In Part I, I went over the overview of use cases, scale, ingestion and storage. In Part II, I will cover the real-time streaming of data to longer-term storage for analytics. I will also go over the configuration of Power BI for real-time Q&A analytics.
Once the data arrives in an Event Hub, it won’t stay for long. Event Hubs have a configurable retention period of 1-7 days, so you need to “read” the data out fairly quickly. To do this, you need a service that can scale to millions of records per second and offer the flexibility to interpret the data along the way by minor forms of aggregation. For this, Azure Stream Analytics is the perfect solution.
Stream Analytics service has built in integration with Event Hubs and will process ingested events in real-time, comparing multiple real-time streams. It can also compare real-time streams together with historical values and models which enables the detection of anomalies and the ability to trigger an alert when a specific error or condition appears in the stream.
How it works
Stream Analytics works on old IPO pattern: Input, Process, Output. First, you configure your Input. In my case: the Event Hub where my data is coming in. Next, you configure an Output. Options for this: SQL database, Blob storage, Event Hub, Power BI or Table Storage. With this flexibility, you can flow data into a relational database, into files or even into a data warehouse or Hadoop (HortonWorks HDInsight). Lots of options, but for my example, I chose Azure SQL because it offered me the most flexibility with running SQL queries and “seeing” the data. Likely, Hadoop would be a stronger big data option. It is worth noting that you have the flexibility to configure multiple Inputs and multiple Outputs here.

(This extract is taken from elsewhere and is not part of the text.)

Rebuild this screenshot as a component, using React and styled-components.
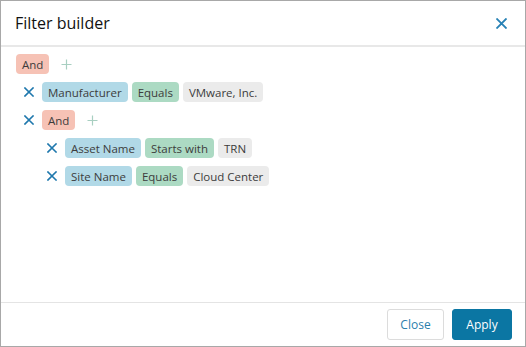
import styled, { createGlobalStyle } from "styled-components";

const GlobalStyle = createGlobalStyle`
  html, body {
    margin: 0;
    padding: 0;
    background: #ffffff;
  }
  body {
    font-family: "Open Sans", "Liberation Sans", sans-serif;
  }
`;

const Dialog = styled.div`
  box-sizing: border-box;
  width: 526px;
  height: 347px;
  border: 1px solid #a8a8a8;
  background: #fff;
  display: flex;
  flex-direction: column;
`;

const Header = styled.div`
  height: 44px;
  flex: none;
  display: flex;
  align-items: center;
  justify-content: space-between;
  padding: 0 14px 0 14px;
  border-bottom: 2px solid #e8e8e8;
`;

const Title = styled.h1`
  margin: 0;
  font-size: 16px;
  font-weight: 500;
  color: #111111;
`;

const IconButton = styled.button`
  border: 0;
  background: none;
  padding: 0;
  display: flex;
  align-items: center;
  justify-content: center;
  width: ${(p) => p.$size}px;
  height: ${(p) => p.$size}px;
  cursor: pointer;
`;

const Body = styled.div`
  flex: 1;
  padding: 3px 14px 0 14px;
  display: flex;
  flex-direction: column;
`;

const Row = styled.div`
  height: 28px;
  display: flex;
  align-items: center;
  gap: 4px;
  padding-left: ${(p) => p.$indent}px;
`;

const RemoveSlot = styled.div`
  width: 10px;
  margin-left: -15px;
  margin-right: 4px;
  display: flex;
  align-items: center;
  justify-content: center;
`;

const Chip = styled.span`
  box-sizing: border-box;
  height: 20px;
  display: inline-flex;
  align-items: center;
  padding: 0 6px;
  border-radius: 4px;
  font-size: 11.5px;
  color: #3c3c3c;
  white-space: nowrap;
  background: ${(p) => p.$bg};
`;

const AddSlot = styled.div`
  margin-left: 8px;
  display: flex;
  align-items: center;
`;

const Footer = styled.div`
  height: 43px;
  flex: none;
  border-top: 1px solid #e4e4e4;
  display: flex;
  align-items: center;
  justify-content: flex-end;
  gap: 8px;
  padding-right: 13px;
`;

const Button = styled.button`
  box-sizing: border-box;
  height: 31px;
  min-width: ${(p) => p.$w}px;
  padding: 0 12px;
  border-radius: 3px;
  font-family: "Open Sans", "Liberation Sans", sans-serif;
  font-size: 12px;
  cursor: pointer;
  border: 1px solid ${(p) => (p.$primary ? "#0b76a3" : "#dcdcdc")};
  background: ${(p) => (p.$primary ? "#0b76a3" : "#ffffff")};
  color: ${(p) => (p.$primary ? "#ffffff" : "#2b80ad")};
`;

const colors = {
  group: "#f6c2b5",
  field: "#b1d9e7",
  op: "#acdac3",
  value: "#ebebeb",
};

const Cross = ({ size = 10, color = "#1f78ad", width = 1.6 }) => (
  <svg width={size} height={size} viewBox="0 0 10 10">
    <path d="M1 1 L9 9 M9 1 L1 9" stroke={color} strokeWidth={width} strokeLinecap="square" fill="none" />
  </svg>
);

const Plus = () => (
  <svg width="11" height="11" viewBox="0 0 11 11">
    <path d="M5.5 0.5 V10.5 M0.5 5.5 H10.5" stroke="#a8cfc1" strokeWidth="1.2" fill="none" />
  </svg>
);

const rows = [
  { level: 0, group: true },
  { level: 1, chips: [["field", "Manufacturer"], ["op", "Equals"], ["value", "VMware, Inc."]] },
  { level: 1, group: true },
  { level: 2, chips: [["field", "Asset Name"], ["op", "Starts with"], ["value", "TRN"]] },
  { level: 2, chips: [["field", "Site Name"], ["op", "Equals"], ["value", "Cloud Center"]] },
];

export default function App() {
  return (
    <>
      <GlobalStyle />
      <Dialog>
        <Header>
          <Title>Filter builder</Title>
          <IconButton $size={20}>
            <Cross size={11} color="#2781b5" width={1.7} />
          </IconButton>
        </Header>
        <Body>
          {rows.map((r, i) => (
            <Row key={i} $indent={1 + r.level * 23}>
              {r.level > 0 && (
                <RemoveSlot>
                  <Cross />
                </RemoveSlot>
              )}
              {r.group ? (
                <>
                  <Chip $bg={colors.group}>And</Chip>
                  <AddSlot>
                    <Plus />
                  </AddSlot>
                </>
              ) : (
                r.chips.map(([kind, text]) => (
                  <Chip key={text} $bg={colors[kind]}>
                    {text}
                  </Chip>
                ))
              )}
            </Row>
          ))}
        </Body>
        <Footer>
          <Button $w={57}>Close</Button>
          <Button $primary $w={60}>Apply</Button>
        </Footer>
      </Dialog>
    </>
  );
}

In between Input and Output is Process. The Process configuration is nothing more than a Stream Analytics Query Language statement. Similar to an ETL pattern if you are familiar with that. Stream Analytics Query Language is a subset of T-SQL, so it looks a lot like a database SQL query. Here is the example of mine to give you an idea. You can see how this allows you to perform some level of aggregation (SUM, AVG, etc) as the data is flowing through.
The CASE statement you see is a result of having multiple versions of my IOT data generating application, where some of the results being returned were NULL.
Long-term Data Storage
As mentioned, Event Hubs have a configurable retention of 1-7 days, therefore you need to read the data off into a longer-term storage solution. If using Stream Analytics, you have the option of configuring a number of Outputs, as mentioned above. For my example, I chose Azure SQL Database.
Azure SQL Database
There are a few very easy requirements you need to set up in order for data to flow through Stream Analytics into a SQL database. Because the SQL database is already in Azure, I did not need to share any “connection string” or password with the Stream Analytics service. It’s all UI-driven, drop down configuration. I just needed to Configure my SQL database server to allow other Azure services to connect through its firewall.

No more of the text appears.